Я родился в 37-м году. В это время отец уже был уволен из Наркомата внешней торговли, а мать была студенткой Литинститута. Мы жили в Москве, в проезде Художественного театра. Из репрессированных в нашей семье была только мачеха, но отец женился на ней позже, году в 57-м, а до этого она в Москве жить не могла.
О смерти Сталина я, как и все, узнал по радио и из газет — мы получали «Правду». Люди реагировали не очень понятно: ожидали, что будет дальше. Жизнь была устроена так, что все вертелось вокруг него: он был всеобщей опорой. А дальше были рассуждения про то, кто будет следующим. Я хотел, чтоб Молотов. Он был с усами и казался более интеллигентным, чем два его конкурента — Берия и Маленков. Все трое произносили речи на мавзолее.
Практически под моим домом шла очередь прощаться, но у меня такой идеи не было, хотя я жил совсем рядом с Домом Союзов. Помню, мы пришли к школе, погода была довольно холодная. Нам сказали, что уроки отменяются, и мой приятель Леня заплакал. А я подумал: чего он заплакал? Наоборот хорошо — уроков не будет.
Особого потрясения у меня не было. А то, что вокруг происходило, люди понимали, но почему-то не связывали с ним. Он отдельно, а неприятности отдельно. Но это несознательные люди — вроде меня. У отца расстреляли его бывшего наркома и непосредственного начальника, а после войны уже посадили его друга, которого я очень любил. Я знал про «ленинградское дело», про дело ЗИС’а, знал людей, посаженых по этому делу, муж матери был «космополитом» и лишен работы, а у нас временно жил критик с женой, я спросил его — он тоже космополит? Он с обидой ответил, что он буржуазный эстет, то есть не такой вредный. В школе над разной официальщиной много смеялись, но с главным это не связывалось, по крайней мере вслух. Когда появились «врачи-убийцы», это вообще в голове не укладывалось. А мать, я бы сказал, была огорчена смертью Сталина.
В войну для меня не он был главным, а Жуков, Рокоссовский, Конев, Ватутин, Толбухин.
Дни между смертью и похоронами я почти не помню. Помню только холодную, неприятную погоду, и как по радио беспрерывно играли Шопена и портили Бетховена. Я это ни с кем не обсуждал, и учителя об этом не говорили. Отец ходил на работу — я его почти не видел. Он уходил часов в 10-11, а приходил поздно ночью. Так что мы виделись только по воскресеньям. Тогда в министерствах, наверное, все так работали. Сталин очень поздно спал, поздно ложился и мог посреди ночи позвонить какому-нибудь начальнику, а начальник — своему подчиненному. Поэтому вся чиновная жизнь была построена под его расписание.
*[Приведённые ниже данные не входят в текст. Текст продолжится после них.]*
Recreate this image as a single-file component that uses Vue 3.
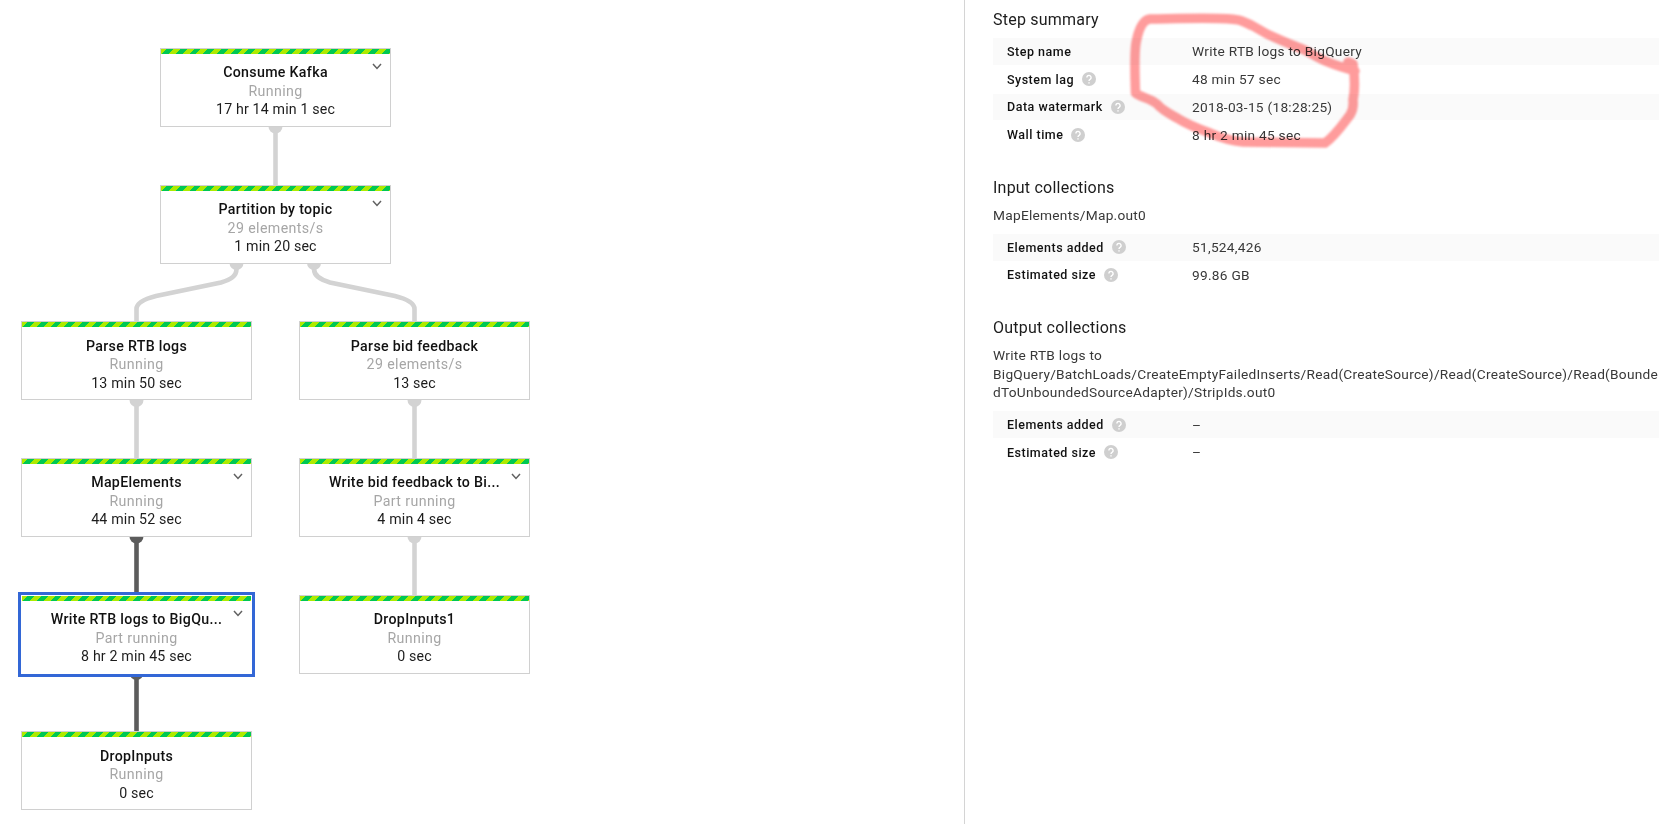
<script setup>
const nodes = [
  { name: 'Consume Kafka', status: 'Running', time: '17 hr 14 min 1 sec', x: 160, y: 48, expandable: true },
  { name: 'Partition by topic', status: '29 elements/s', time: '1 min 20 sec', x: 160, y: 185, expandable: true },
  { name: 'Parse RTB logs', status: 'Running', time: '13 min 50 sec', x: 21, y: 321.4 },
  { name: 'Parse bid feedback', status: '29 elements/s', time: '13 sec', x: 299, y: 321.4 },
  { name: 'MapElements', status: 'Running', time: '44 min 52 sec', x: 21, y: 458, expandable: true },
  { name: 'Write bid feedback to Bi...', status: 'Part running', time: '4 min 4 sec', x: 299, y: 458, expandable: true },
  { name: 'Write RTB logs to BigQu...', status: 'Part running', time: '8 hr 2 min 45 sec', x: 21, y: 594.8, expandable: true, selected: true },
  { name: 'DropInputs1', status: 'Running', time: '0 sec', x: 299, y: 594.8 },
  { name: 'DropInputs', status: 'Running', time: '0 sec', x: 21, y: 731.4 }
]

const edges = [
  { x: 275.5, y: 126.5, d: 'M275.5 126V186' },
  { x: 236.5, y: 263, d: 'M236.5 263V269C236.5 276 231 279.5 221 282.5L156 296C144 299 136.5 303 136.5 309V323' },
  { x: 314, y: 263, d: 'M314 263V269C314 276 320 279.5 330 282.5L395 296C407 299 414.5 303 414.5 309V323' },
  { x: 136.5, y: 400, d: 'M136.5 400V459' },
  { x: 414.5, y: 400, d: 'M414.5 400V459' },
  { x: 136.5, y: 536.5, d: 'M136.5 536V595', active: true },
  { x: 414.5, y: 536.5, d: 'M414.5 536V596' },
  { x: 136.5, y: 673, d: 'M136.5 673V732', active: true }
]

const sections = [
  {
    title: 'Step summary',
    rows: [
      { label: 'Step name', value: 'Write RTB logs to BigQuery' },
      { label: 'System lag', value: '48 min 57 sec', help: true },
      { label: 'Data watermark', value: '2018-03-15 (18:28:25)', help: true },
      { label: 'Wall time', value: '8 hr 2 min 45 sec', help: true }
    ]
  },
  {
    title: 'Input collections',
    path: 'MapElements/Map.out0',
    rows: [
      { label: 'Elements added', value: '51,524,426', help: true },
      { label: 'Estimated size', value: '99.86 GB', help: true }
    ]
  },
  {
    title: 'Output collections',
    path: 'Write RTB logs to BigQuery/BatchLoads/CreateEmptyFailedInserts/Read(CreateSource)/Read(CreateSource)/Read(BoundedToUnboundedSourceAdapter)/StripIds.out0',
    rows: [
      { label: 'Elements added', value: '–', help: true },
      { label: 'Estimated size', value: '–', help: true }
    ]
  }
]
</script>

<template>
  <div class="page">
    <main class="graph">
      <svg class="edges" width="964" height="824">
        <g v-for="(edge, i) in edges" :key="i" :class="['edge', { active: edge.active }]">
          <path class="line" :d="edge.d" />
          <circle class="port" :cx="edge.x" :cy="edge.y" r="7" />
        </g>
      </svg>

      <div
        v-for="node in nodes"
        :key="node.name"
        :class="['node', { selected: node.selected }]"
        :style="{ left: node.x + 'px', top: node.y + 'px' }"
      >
        <div class="stripes"></div>
        <div class="name">{{ node.name }}</div>
        <div class="status">{{ node.status }}</div>
        <div class="time">{{ node.time }}</div>
        <svg v-if="node.expandable" class="chevron" width="10" height="7" viewBox="0 0 10 7">
          <path d="M1 1l4 4.4L9 1" />
        </svg>
      </div>
    </main>

    <aside class="details">
      <section v-for="section in sections" :key="section.title">
        <h2>{{ section.title }}</h2>
        <p v-if="section.path" class="path">{{ section.path }}</p>
        <div class="rows">
          <div v-for="row in section.rows" :key="row.label" class="row">
            <div class="label">
              {{ row.label }}
              <svg v-if="row.help" class="help" width="14" height="14" viewBox="0 0 14 14">
                <circle cx="7" cy="7" r="7" />
                <path d="M4.9 5.5a2.1 2.1 0 1 1 3.4 1.6C7.5 7.7 7 8 7 9M7 10.2v1.4" />
              </svg>
            </div>
            <div class="value">{{ row.value }}</div>
          </div>
        </div>
      </section>
    </aside>

    <!-- hand-drawn marker around the step values -->
    <svg class="marker" width="260" height="160" viewBox="1120 0 260 160">
      <path
        d="M1355 71C1346 68 1336 66 1323 60C1310 54 1307 50 1297 47C1285 42 1278 39 1267 34L1253 26C1246 23 1242 20 1235 19.5C1220 17 1180 18.5 1150 19C1142 20 1138 32 1136 43C1134 56 1135 78 1135.5 93C1142 98 1150 98 1157 104C1162 110 1168 113 1177 118C1188 125 1199 129 1210 133C1221 138 1232 141 1243 142L1325 143C1335 136 1343 124 1350 115Q1354 109 1353 100Q1356 86 1353 64L1348 62"
      />
    </svg>
  </div>
</template>

<style>
body {
  margin: 0;
  overflow: hidden;
}
</style>

<style scoped>
.page {
  position: relative;
  display: flex;
  width: 1659px;
  height: 824px;
  overflow: hidden;
  background: #fff;
  color: #1c1c1c;
  font-family: Roboto, sans-serif;
}

.graph {
  position: relative;
  flex: 0 0 964px;
}

.edges {
  position: absolute;
  top: 0;
  left: 0;
}

.line {
  fill: none;
  stroke: #d3d3d3;
  stroke-width: 4.6;
}

.port {
  fill: #d3d3d3;
}

.active .line {
  stroke: #5c5c5c;
}

.active .port {
  fill: #5c5c5c;
}

.node {
  position: absolute;
  box-sizing: border-box;
  width: 231px;
  height: 79px;
  border: 1px solid #d0d0d0;
  background: #fff;
  text-align: center;
  font-size: 14.2px;
  line-height: 18.5px;
}

.selected {
  border-color: #fff;
  outline: 3px solid #3367d6;
  outline-offset: -0.5px;
}

.stripes {
  height: 5px;
  margin-bottom: 9.3px;
  background: repeating-linear-gradient(135deg, #aeea00 0 4px, #00c853 4px 8.85px, #aeea00 8.85px 9.7px);
}

.name {
  font-weight: 500;
  letter-spacing: 0.32px;
  color: #111;
}

.status {
  letter-spacing: 0.38px;
  color: #a6a6a6;
}

.time {
  letter-spacing: 0.16px;
}

.chevron {
  position: absolute;
  top: 14px;
  right: 8.5px;
  fill: none;
  stroke: #616161;
  stroke-width: 1.5;
}

.details {
  flex: 1;
  border-left: 1px solid #d4d4d4;
  padding: 9px 0 0 28px;
}

h2 {
  margin: 0;
  font-size: 16px;
  font-weight: 400;
  line-height: 22px;
  letter-spacing: 0.22px;
}

section {
  margin-bottom: 29.2px;
}

.path {
  margin: 6.5px 0 0;
  font-size: 13.7px;
  line-height: 18.6px;
  letter-spacing: 0.27px;
  overflow-wrap: anywhere;
  color: #383838;
}

.rows {
  margin-top: 7px;
}

.path + .rows {
  margin-top: 9.5px;
}

.row {
  display: flex;
  align-items: center;
  height: 26.75px;
  margin-bottom: 1px;
  padding-left: 14px;
}

.row:nth-child(odd) {
  background: #fafafa;
}

.label {
  display: flex;
  align-items: center;
  gap: 8px;
  width: 185px;
  font-size: 12.5px;
  font-weight: 500;
  letter-spacing: 0.5px;
  color: #111;
}

.value {
  font-size: 13.7px;
  letter-spacing: 0.27px;
  color: #383838;
}

.help circle {
  fill: #cfcfcf;
}

.help path {
  fill: none;
  stroke: #fff;
  stroke-width: 1.4;
}

.marker {
  position: absolute;
  top: 0;
  left: 1120px;
  fill: none;
  stroke: #ff9c9c;
  stroke-width: 9.5;
  stroke-linecap: round;
  stroke-linejoin: round;
  filter: blur(1.3px);
  mix-blend-mode: multiply;
}
</style>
О давке и погибших на похоронах я узнал гораздо позже. Думаю, что делал я в этот день то же самое, что обычно, — уроки или читал. Гораздо позже я узнал, что в тот день умер Прокофьев.
Еще я помню, в комнате отца висел графический портрет Сталина, рисунок карандашом что ли. И я его взял и отнес в школу — сам не знаю, зачем, может, раз там портрет Нансена огромный, пусть и этот будет, маленький. Отец мне ни слова не сказал.
В общем, когда у тебя другие занятия — на каток сходить — ты не очень в это дело вникаешь. И не очень расспрашиваешь. Я очень жалею, что о многом не спрашивал. Я даже не знаю, куда делся мой дед со стороны отца. Видно, у молодых какие-то свои дурацкие интересы. А потом, наверное, что-то такое в воздухе было — что лучше не спрашивать и лишнего не знать.
Мое отношение к Сталину, конечно, менялось. Одно дело, когда ты маленький мальчик: он главный и самый ценный человек. Думаю, годам к четырнадцати остываешь, но неприятности кругом лично с ним не связываешь — у нас дома его еще называли хозяином. А после того как он умер, глаза вдруг пооткрывались. Задолго до речи Хрущева. Как-то перестали разделять карательную часть и его. Это понимание приходит с возрастом, а в молодости я был довольно отсталый умственно человек. Боюсь, что сейчас взрослые люди так живут, и одно с другим связать не могут.